--- Start of Data section ---

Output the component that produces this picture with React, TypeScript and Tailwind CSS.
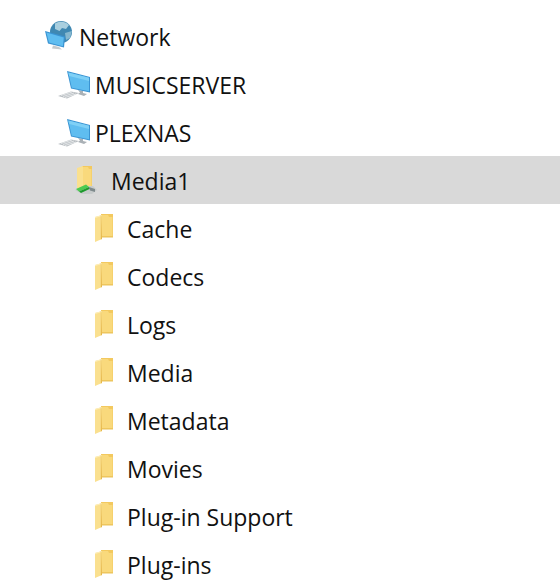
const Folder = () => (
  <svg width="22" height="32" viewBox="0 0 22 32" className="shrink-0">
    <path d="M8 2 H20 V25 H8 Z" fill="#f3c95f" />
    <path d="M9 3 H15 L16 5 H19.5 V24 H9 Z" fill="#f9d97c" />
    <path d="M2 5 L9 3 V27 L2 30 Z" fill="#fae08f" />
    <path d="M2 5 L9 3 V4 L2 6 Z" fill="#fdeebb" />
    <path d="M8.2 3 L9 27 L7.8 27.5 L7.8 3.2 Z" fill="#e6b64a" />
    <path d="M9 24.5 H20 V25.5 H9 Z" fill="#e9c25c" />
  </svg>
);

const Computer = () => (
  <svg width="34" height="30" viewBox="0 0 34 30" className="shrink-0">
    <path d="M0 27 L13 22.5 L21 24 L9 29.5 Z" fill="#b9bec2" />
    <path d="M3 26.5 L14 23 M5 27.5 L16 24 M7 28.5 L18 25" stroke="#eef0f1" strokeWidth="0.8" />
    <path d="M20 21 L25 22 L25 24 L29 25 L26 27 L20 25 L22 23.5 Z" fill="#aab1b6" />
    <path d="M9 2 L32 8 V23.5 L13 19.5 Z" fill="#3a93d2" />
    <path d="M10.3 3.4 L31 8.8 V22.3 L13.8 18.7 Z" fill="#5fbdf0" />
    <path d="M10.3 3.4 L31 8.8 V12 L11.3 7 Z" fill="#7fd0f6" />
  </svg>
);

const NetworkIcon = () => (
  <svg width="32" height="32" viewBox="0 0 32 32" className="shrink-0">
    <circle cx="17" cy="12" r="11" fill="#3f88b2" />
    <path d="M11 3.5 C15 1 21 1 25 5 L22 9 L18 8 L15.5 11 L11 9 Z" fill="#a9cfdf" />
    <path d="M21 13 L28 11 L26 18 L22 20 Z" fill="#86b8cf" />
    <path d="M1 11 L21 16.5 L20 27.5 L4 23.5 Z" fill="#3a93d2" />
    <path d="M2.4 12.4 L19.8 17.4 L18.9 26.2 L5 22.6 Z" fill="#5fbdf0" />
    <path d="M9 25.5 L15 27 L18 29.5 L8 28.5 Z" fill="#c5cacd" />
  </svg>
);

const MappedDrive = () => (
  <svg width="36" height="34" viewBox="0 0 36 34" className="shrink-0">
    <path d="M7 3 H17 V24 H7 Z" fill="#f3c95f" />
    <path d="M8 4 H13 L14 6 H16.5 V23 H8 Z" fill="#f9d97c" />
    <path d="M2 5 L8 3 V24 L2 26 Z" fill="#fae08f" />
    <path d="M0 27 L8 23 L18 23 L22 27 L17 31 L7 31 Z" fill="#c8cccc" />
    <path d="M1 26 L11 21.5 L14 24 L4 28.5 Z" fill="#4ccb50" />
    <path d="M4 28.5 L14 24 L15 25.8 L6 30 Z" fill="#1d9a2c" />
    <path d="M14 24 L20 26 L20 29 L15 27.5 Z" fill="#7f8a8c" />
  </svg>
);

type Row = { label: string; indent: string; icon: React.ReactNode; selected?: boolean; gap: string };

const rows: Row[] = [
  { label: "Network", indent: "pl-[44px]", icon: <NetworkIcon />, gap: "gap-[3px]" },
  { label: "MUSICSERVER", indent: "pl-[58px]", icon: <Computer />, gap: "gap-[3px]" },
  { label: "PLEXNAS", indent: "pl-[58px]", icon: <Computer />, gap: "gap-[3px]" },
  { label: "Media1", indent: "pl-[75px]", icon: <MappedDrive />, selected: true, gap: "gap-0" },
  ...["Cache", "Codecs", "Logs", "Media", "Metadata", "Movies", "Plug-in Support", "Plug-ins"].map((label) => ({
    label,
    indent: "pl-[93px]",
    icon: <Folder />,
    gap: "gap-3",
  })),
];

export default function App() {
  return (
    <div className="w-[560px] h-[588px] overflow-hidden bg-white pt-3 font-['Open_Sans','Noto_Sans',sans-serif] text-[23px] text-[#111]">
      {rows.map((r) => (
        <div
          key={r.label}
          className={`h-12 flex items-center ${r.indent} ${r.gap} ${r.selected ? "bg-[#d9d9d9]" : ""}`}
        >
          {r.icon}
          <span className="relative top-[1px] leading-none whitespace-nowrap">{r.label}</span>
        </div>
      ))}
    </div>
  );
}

--- End of Data section ---

_Short exercise_
Copy out all the data exactly; skip the pictures.

_Exercise answer_
Output the component that produces this picture with React, TypeScript and Tailwind CSS.
const Folder = () => (
  <svg width="22" height="32" viewBox="0 0 22 32" className="shrink-0">
    <path d="M8 2 H20 V25 H8 Z" fill="#f3c95f" />
    <path d="M9 3 H15 L16 5 H19.5 V24 H9 Z" fill="#f9d97c" />
    <path d="M2 5 L9 3 V27 L2 30 Z" fill="#fae08f" />
    <path d="M2 5 L9 3 V4 L2 6 Z" fill="#fdeebb" />
    <path d="M8.2 3 L9 27 L7.8 27.5 L7.8 3.2 Z" fill="#e6b64a" />
    <path d="M9 24.5 H20 V25.5 H9 Z" fill="#e9c25c" />
  </svg>
);

const Computer = () => (
  <svg width="34" height="30" viewBox="0 0 34 30" className="shrink-0">
    <path d="M0 27 L13 22.5 L21 24 L9 29.5 Z" fill="#b9bec2" />
    <path d="M3 26.5 L14 23 M5 27.5 L16 24 M7 28.5 L18 25" stroke="#eef0f1" strokeWidth="0.8" />
    <path d="M20 21 L25 22 L25 24 L29 25 L26 27 L20 25 L22 23.5 Z" fill="#aab1b6" />
    <path d="M9 2 L32 8 V23.5 L13 19.5 Z" fill="#3a93d2" />
    <path d="M10.3 3.4 L31 8.8 V22.3 L13.8 18.7 Z" fill="#5fbdf0" />
    <path d="M10.3 3.4 L31 8.8 V12 L11.3 7 Z" fill="#7fd0f6" />
  </svg>
);

const NetworkIcon = () => (
  <svg width="32" height="32" viewBox="0 0 32 32" className="shrink-0">
    <circle cx="17" cy="12" r="11" fill="#3f88b2" />
    <path d="M11 3.5 C15 1 21 1 25 5 L22 9 L18 8 L15.5 11 L11 9 Z" fill="#a9cfdf" />
    <path d="M21 13 L28 11 L26 18 L22 20 Z" fill="#86b8cf" />
    <path d="M1 11 L21 16.5 L20 27.5 L4 23.5 Z" fill="#3a93d2" />
    <path d="M2.4 12.4 L19.8 17.4 L18.9 26.2 L5 22.6 Z" fill="#5fbdf0" />
    <path d="M9 25.5 L15 27 L18 29.5 L8 28.5 Z" fill="#c5cacd" />
  </svg>
);

const MappedDrive = () => (
  <svg width="36" height="34" viewBox="0 0 36 34" className="shrink-0">
    <path d="M7 3 H17 V24 H7 Z" fill="#f3c95f" />
    <path d="M8 4 H13 L14 6 H16.5 V23 H8 Z" fill="#f9d97c" />
    <path d="M2 5 L8 3 V24 L2 26 Z" fill="#fae08f" />
    <path d="M0 27 L8 23 L18 23 L22 27 L17 31 L7 31 Z" fill="#c8cccc" />
    <path d="M1 26 L11 21.5 L14 24 L4 28.5 Z" fill="#4ccb50" />
    <path d="M4 28.5 L14 24 L15 25.8 L6 30 Z" fill="#1d9a2c" />
    <path d="M14 24 L20 26 L20 29 L15 27.5 Z" fill="#7f8a8c" />
  </svg>
);

type Row = { label: string; indent: string; icon: React.ReactNode; selected?: boolean; gap: string };

const rows: Row[] = [
  { label: "Network", indent: "pl-[44px]", icon: <NetworkIcon />, gap: "gap-[3px]" },
  { label: "MUSICSERVER", indent: "pl-[58px]", icon: <Computer />, gap: "gap-[3px]" },
  { label: "PLEXNAS", indent: "pl-[58px]", icon: <Computer />, gap: "gap-[3px]" },
  { label: "Media1", indent: "pl-[75px]", icon: <MappedDrive />, selected: true, gap: "gap-0" },
  ...["Cache", "Codecs", "Logs", "Media", "Metadata", "Movies", "Plug-in Support", "Plug-ins"].map((label) => ({
    label,
    indent: "pl-[93px]",
    icon: <Folder />,
    gap: "gap-3",
  })),
];

export default function App() {
  return (
    <div className="w-[560px] h-[588px] overflow-hidden bg-white pt-3 font-['Open_Sans','Noto_Sans',sans-serif] text-[23px] text-[#111]">
      {rows.map((r) => (
        <div
          key={r.label}
          className={`h-12 flex items-center ${r.indent} ${r.gap} ${r.selected ? "bg-[#d9d9d9]" : ""}`}
        >
          {r.icon}
          <span className="relative top-[1px] leading-none whitespace-nowrap">{r.label}</span>
        </div>
      ))}
    </div>
  );
}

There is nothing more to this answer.